[Web page code records]
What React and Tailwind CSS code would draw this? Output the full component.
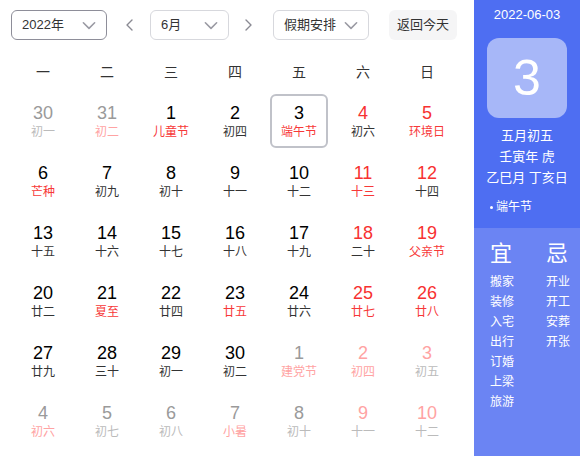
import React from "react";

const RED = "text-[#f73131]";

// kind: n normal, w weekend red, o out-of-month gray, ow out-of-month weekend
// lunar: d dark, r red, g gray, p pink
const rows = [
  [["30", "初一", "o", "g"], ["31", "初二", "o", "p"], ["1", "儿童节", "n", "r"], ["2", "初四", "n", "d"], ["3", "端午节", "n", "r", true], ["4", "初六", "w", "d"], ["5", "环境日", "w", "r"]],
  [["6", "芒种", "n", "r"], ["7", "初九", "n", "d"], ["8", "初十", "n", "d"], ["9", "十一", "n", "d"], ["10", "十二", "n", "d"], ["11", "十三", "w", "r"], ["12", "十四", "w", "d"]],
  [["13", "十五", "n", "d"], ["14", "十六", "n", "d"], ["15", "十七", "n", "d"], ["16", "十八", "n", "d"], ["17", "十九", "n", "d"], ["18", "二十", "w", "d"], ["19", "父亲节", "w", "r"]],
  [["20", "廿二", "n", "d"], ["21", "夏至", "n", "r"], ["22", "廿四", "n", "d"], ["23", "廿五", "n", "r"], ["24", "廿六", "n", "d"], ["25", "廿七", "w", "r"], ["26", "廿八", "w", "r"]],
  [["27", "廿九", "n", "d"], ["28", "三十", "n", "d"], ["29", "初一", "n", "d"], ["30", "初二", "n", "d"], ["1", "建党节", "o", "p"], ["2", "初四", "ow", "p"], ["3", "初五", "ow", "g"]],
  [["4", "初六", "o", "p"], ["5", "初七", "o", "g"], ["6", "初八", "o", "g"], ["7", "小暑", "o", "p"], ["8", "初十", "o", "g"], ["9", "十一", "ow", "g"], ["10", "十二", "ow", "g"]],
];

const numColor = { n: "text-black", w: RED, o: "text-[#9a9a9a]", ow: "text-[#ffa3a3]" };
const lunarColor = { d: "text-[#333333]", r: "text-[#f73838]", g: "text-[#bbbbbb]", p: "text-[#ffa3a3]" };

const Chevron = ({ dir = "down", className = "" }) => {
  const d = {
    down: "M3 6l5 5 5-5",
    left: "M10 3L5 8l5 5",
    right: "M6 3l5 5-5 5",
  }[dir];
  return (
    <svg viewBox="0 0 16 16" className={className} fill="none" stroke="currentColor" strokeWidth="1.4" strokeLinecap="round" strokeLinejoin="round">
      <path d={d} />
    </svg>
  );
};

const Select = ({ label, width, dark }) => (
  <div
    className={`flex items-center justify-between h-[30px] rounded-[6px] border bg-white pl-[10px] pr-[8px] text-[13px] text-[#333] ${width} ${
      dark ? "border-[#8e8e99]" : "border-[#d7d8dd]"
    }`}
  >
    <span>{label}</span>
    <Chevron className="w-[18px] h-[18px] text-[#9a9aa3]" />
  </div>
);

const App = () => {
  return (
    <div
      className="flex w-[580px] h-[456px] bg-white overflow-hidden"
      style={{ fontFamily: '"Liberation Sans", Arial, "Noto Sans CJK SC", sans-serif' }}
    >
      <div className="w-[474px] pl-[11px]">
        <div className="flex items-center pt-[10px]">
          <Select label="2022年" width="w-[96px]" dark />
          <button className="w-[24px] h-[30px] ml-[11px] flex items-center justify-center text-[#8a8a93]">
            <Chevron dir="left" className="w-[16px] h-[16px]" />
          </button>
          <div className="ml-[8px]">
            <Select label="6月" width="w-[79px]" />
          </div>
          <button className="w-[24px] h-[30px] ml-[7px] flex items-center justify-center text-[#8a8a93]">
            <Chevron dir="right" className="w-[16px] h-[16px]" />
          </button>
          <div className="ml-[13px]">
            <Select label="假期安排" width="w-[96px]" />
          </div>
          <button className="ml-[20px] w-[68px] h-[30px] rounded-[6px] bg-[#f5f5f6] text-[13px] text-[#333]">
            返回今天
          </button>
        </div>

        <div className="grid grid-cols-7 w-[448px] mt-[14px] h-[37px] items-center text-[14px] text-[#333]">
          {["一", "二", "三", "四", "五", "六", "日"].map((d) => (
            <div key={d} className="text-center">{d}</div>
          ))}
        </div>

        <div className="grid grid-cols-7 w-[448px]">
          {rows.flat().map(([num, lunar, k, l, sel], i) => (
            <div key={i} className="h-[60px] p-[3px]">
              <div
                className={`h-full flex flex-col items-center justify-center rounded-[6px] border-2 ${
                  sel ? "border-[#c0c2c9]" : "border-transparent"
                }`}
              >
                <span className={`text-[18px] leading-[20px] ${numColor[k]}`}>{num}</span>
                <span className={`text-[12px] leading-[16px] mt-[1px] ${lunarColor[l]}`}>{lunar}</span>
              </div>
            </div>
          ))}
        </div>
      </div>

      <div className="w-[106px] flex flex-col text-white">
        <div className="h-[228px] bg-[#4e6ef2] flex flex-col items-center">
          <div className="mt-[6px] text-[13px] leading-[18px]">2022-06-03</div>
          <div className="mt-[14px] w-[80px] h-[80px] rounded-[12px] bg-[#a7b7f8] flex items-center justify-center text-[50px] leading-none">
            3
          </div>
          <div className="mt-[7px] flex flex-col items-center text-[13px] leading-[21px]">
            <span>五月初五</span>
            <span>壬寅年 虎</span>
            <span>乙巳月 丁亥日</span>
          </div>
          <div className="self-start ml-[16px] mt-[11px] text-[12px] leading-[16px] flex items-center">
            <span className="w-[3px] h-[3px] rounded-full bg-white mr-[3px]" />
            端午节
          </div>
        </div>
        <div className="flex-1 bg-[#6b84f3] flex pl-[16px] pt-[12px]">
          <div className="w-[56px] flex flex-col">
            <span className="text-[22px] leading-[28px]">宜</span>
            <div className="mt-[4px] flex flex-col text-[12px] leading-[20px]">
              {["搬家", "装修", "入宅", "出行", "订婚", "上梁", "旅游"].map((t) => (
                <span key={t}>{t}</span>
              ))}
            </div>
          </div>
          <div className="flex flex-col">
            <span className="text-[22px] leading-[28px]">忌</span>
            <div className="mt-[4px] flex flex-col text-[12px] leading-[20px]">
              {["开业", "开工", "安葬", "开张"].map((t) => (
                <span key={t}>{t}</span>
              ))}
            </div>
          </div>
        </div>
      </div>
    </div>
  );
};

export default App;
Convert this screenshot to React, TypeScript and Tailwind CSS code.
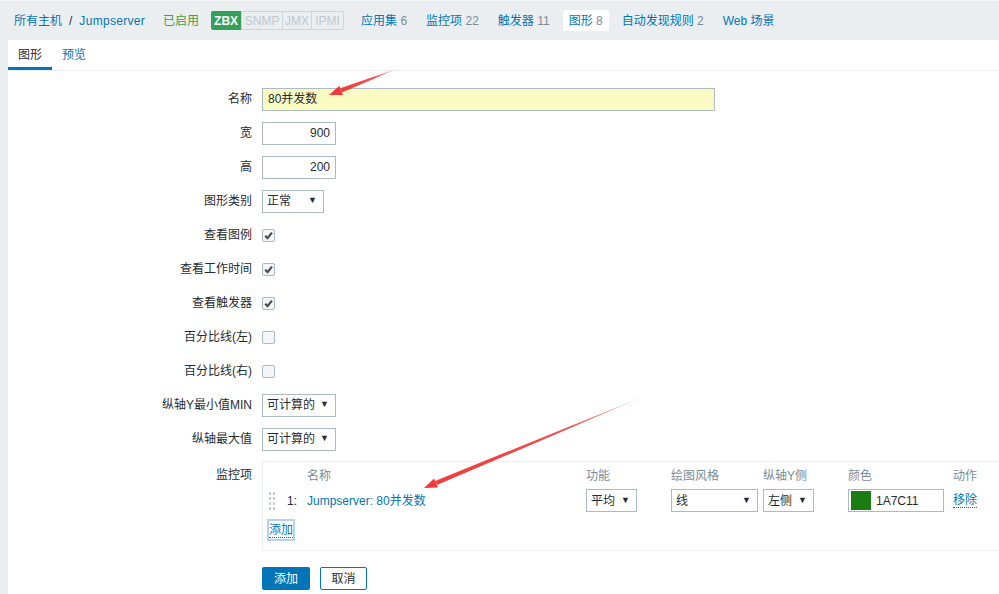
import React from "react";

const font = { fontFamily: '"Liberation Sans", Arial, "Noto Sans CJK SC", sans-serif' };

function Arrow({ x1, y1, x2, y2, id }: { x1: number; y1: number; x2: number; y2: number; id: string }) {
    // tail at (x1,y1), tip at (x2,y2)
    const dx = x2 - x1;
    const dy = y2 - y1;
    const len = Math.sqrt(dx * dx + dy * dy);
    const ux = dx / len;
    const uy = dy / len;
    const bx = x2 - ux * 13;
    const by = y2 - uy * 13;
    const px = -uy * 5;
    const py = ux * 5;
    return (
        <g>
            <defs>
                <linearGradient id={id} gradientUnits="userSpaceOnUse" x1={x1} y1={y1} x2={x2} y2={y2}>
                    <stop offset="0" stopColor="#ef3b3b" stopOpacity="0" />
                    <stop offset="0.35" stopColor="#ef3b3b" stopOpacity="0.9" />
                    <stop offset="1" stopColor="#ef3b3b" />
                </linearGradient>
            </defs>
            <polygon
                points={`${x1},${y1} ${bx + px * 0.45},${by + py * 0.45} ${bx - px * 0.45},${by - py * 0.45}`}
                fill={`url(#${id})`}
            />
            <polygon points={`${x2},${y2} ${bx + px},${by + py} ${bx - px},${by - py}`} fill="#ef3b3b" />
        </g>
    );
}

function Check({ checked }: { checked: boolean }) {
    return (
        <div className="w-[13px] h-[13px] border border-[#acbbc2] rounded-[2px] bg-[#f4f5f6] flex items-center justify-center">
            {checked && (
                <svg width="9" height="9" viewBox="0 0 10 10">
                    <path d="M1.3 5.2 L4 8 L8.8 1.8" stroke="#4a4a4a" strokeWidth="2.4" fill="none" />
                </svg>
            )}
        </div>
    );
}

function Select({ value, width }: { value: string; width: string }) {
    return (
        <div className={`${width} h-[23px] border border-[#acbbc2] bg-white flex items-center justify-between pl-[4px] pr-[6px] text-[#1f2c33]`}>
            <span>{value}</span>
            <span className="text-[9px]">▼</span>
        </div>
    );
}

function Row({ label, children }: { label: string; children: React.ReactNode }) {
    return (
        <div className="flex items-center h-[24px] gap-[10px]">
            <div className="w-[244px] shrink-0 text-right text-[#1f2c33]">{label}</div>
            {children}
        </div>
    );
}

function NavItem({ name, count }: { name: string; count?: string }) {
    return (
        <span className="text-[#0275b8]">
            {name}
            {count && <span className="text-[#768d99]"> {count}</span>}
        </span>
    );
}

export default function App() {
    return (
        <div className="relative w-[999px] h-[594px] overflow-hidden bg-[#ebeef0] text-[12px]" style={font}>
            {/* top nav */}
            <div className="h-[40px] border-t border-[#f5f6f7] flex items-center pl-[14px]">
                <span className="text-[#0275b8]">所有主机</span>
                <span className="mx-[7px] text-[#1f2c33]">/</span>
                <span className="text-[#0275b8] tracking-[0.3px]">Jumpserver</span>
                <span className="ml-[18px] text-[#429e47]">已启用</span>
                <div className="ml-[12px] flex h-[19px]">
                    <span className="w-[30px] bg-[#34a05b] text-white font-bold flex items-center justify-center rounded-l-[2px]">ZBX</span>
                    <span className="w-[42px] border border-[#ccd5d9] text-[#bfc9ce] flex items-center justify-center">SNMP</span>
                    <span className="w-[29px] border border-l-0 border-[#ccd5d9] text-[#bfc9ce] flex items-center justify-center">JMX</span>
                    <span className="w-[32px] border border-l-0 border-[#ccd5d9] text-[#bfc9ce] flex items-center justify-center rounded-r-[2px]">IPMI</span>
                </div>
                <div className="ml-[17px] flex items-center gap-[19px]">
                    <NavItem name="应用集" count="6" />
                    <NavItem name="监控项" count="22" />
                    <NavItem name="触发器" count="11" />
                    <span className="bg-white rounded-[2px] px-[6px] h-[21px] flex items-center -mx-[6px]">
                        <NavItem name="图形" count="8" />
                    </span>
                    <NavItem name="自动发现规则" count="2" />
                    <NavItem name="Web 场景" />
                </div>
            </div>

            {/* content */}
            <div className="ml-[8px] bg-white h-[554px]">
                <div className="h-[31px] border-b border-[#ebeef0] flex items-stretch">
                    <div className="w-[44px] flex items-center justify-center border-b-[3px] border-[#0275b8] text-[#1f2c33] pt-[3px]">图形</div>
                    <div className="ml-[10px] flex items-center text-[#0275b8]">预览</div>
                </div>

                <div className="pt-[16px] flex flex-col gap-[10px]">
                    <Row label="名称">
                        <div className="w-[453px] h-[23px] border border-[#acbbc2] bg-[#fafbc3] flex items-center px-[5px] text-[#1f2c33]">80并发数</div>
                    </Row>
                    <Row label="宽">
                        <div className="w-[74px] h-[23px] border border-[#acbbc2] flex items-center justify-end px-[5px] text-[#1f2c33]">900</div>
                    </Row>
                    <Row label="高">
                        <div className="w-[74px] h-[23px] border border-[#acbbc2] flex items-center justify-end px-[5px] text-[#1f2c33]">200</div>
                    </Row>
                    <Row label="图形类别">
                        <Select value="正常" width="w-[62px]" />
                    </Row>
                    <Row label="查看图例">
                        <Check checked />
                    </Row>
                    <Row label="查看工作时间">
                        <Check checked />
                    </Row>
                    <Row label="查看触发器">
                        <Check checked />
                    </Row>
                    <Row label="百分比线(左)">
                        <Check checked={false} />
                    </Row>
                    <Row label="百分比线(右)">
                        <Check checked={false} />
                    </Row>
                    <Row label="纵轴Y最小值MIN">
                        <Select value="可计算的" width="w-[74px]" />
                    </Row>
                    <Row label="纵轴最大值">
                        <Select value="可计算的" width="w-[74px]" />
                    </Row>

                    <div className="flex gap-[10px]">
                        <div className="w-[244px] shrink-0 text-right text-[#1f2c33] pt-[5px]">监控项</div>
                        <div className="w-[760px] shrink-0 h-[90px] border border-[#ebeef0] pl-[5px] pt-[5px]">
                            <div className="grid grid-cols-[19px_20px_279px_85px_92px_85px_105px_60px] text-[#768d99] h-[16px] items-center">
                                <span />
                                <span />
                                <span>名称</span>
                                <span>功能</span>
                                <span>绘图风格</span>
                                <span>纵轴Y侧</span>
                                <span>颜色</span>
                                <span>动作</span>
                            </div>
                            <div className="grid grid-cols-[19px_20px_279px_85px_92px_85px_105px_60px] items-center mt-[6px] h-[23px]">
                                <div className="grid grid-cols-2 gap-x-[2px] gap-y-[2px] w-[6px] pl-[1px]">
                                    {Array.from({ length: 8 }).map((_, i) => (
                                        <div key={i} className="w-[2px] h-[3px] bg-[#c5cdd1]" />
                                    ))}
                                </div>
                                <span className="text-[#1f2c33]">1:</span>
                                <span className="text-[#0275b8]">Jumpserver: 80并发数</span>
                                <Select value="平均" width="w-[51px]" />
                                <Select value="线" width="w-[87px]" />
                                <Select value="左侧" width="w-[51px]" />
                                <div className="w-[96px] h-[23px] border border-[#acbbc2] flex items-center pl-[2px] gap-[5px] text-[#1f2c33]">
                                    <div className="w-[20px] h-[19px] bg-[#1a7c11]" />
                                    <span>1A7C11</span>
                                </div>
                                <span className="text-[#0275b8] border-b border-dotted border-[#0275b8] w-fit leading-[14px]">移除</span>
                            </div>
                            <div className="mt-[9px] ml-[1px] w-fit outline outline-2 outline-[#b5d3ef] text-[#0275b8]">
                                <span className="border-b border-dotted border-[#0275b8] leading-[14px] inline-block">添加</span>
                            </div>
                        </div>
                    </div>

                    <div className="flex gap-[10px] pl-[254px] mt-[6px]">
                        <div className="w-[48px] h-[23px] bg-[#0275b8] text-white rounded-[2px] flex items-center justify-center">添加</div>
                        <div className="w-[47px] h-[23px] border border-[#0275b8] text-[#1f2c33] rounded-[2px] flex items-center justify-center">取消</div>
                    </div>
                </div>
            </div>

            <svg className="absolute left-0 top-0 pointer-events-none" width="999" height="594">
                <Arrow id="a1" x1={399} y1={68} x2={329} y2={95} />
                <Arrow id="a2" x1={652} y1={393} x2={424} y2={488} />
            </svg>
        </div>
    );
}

Exercise directions:
Find the word "React" in the entries, and copy every line it shows up in.

Written response:
What React and Tailwind CSS code would draw this? Output the full component.
import React from "react";
Convert this screenshot to React, TypeScript and Tailwind CSS code.
import React from "react";
function Row({ label, children }: { label: string; children: React.ReactNode }) {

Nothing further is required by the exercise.